Task brief:
Look through the data below. Pick out the lines holding the string "React".

Provided data:
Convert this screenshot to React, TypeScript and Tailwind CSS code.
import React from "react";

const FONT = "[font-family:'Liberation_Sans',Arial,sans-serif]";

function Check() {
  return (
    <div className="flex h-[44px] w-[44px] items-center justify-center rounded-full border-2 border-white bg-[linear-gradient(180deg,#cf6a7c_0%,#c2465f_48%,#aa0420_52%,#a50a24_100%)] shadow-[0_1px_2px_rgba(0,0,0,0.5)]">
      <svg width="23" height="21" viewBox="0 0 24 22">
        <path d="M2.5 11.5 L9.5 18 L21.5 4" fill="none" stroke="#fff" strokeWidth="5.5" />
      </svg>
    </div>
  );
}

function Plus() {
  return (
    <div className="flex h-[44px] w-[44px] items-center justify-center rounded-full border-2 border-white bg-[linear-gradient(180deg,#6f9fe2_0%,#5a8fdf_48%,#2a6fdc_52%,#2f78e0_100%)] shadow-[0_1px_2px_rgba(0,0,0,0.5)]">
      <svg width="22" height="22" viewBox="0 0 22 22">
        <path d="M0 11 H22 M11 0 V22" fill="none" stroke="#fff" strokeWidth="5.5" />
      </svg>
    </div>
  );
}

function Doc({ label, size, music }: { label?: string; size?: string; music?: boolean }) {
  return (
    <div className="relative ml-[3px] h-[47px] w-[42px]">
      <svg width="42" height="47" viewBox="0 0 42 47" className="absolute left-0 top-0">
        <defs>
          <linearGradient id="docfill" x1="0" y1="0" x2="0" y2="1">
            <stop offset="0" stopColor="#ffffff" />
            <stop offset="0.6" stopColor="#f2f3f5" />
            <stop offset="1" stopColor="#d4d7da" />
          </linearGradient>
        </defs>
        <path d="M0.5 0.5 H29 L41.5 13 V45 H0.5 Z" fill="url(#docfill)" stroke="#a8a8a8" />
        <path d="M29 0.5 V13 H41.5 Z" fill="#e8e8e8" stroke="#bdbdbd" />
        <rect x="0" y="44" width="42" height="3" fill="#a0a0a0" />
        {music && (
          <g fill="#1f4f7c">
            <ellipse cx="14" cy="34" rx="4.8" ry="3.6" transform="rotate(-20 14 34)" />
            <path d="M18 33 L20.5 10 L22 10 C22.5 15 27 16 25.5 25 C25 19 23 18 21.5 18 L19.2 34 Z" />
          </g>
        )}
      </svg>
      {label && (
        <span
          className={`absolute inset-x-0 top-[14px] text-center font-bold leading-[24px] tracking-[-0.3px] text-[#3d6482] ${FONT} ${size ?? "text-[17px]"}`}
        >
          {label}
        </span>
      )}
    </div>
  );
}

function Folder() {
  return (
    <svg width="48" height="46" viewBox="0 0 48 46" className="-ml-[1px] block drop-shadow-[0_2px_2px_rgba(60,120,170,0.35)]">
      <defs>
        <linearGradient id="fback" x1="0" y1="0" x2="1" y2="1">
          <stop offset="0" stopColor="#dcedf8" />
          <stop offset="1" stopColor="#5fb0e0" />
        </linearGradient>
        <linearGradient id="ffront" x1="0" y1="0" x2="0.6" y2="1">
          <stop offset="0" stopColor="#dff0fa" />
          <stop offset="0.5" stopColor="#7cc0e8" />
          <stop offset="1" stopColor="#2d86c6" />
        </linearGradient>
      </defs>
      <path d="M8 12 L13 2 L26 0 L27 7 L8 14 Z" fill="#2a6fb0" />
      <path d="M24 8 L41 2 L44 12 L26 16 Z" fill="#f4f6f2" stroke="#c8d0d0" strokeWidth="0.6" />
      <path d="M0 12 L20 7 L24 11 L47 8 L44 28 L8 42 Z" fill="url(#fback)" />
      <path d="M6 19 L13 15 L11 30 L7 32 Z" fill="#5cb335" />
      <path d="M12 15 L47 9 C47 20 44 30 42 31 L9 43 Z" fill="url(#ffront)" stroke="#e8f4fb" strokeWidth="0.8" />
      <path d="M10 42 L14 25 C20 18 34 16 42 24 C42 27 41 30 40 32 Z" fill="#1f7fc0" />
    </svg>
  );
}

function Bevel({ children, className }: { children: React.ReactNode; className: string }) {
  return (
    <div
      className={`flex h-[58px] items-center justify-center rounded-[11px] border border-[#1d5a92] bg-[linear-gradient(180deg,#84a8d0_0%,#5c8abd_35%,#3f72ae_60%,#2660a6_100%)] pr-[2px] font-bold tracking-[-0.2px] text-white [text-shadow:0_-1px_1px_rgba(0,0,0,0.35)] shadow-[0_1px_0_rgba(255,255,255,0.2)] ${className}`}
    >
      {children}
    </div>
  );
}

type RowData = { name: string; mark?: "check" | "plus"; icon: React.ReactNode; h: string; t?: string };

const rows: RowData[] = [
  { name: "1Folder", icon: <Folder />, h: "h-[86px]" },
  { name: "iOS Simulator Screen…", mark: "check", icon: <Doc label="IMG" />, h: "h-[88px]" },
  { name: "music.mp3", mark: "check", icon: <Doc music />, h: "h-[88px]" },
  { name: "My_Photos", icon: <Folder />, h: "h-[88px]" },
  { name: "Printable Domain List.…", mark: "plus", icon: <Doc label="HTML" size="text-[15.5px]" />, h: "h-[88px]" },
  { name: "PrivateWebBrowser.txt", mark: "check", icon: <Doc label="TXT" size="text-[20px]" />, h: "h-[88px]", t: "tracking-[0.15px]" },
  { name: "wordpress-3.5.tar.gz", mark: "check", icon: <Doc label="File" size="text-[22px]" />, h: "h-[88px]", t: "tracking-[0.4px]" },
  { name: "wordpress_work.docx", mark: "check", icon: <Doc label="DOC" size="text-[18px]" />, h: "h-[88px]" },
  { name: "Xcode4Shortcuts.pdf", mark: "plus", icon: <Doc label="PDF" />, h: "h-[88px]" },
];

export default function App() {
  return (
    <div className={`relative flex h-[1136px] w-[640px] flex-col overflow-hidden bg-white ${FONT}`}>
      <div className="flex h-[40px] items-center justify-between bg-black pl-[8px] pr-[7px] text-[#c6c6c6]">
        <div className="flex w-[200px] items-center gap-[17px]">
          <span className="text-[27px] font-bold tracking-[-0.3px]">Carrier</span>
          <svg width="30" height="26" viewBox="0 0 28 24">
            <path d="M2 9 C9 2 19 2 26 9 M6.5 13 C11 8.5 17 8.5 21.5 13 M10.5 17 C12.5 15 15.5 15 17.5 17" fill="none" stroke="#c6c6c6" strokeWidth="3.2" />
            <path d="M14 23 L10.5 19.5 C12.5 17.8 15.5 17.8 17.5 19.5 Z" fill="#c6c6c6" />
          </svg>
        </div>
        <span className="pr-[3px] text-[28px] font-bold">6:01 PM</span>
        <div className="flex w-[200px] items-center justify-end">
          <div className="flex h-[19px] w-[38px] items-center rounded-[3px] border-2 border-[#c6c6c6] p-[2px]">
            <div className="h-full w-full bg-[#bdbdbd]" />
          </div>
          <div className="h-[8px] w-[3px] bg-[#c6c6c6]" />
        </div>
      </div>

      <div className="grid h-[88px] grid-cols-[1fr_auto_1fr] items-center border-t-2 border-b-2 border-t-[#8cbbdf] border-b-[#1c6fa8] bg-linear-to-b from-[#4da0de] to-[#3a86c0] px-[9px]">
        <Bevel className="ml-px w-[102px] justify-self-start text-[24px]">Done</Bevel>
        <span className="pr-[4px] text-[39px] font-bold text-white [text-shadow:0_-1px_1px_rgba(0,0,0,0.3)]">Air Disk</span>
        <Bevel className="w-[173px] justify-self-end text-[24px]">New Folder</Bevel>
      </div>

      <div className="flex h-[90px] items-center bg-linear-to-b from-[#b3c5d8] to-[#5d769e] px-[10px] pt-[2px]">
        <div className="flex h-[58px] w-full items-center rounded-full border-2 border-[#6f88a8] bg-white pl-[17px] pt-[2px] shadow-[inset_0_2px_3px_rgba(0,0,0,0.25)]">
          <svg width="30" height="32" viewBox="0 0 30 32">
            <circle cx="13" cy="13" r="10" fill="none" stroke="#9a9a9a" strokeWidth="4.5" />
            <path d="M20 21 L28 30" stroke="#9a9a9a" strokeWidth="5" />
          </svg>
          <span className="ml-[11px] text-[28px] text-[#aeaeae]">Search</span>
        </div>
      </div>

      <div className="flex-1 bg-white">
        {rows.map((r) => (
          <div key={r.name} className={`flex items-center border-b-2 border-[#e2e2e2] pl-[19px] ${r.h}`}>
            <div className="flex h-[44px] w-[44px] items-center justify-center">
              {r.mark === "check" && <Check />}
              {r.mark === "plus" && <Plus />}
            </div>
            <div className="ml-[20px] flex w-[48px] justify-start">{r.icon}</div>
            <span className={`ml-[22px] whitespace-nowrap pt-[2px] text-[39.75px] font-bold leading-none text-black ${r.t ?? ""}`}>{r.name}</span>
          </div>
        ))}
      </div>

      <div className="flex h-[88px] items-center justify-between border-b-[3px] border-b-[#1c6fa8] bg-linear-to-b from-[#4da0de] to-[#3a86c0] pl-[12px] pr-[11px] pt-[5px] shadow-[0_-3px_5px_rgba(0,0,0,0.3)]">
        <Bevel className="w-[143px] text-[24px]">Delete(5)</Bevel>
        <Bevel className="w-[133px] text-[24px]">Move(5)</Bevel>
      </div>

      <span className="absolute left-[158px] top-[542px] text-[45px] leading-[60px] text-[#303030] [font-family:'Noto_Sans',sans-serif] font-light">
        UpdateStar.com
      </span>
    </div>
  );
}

Problem solution:
Convert this screenshot to React, TypeScript and Tailwind CSS code.
import React from "react";
function Bevel({ children, className }: { children: React.ReactNode; className: string }) {
type RowData = { name: string; mark?: "check" | "plus"; icon: React.ReactNode; h: string; t?: string };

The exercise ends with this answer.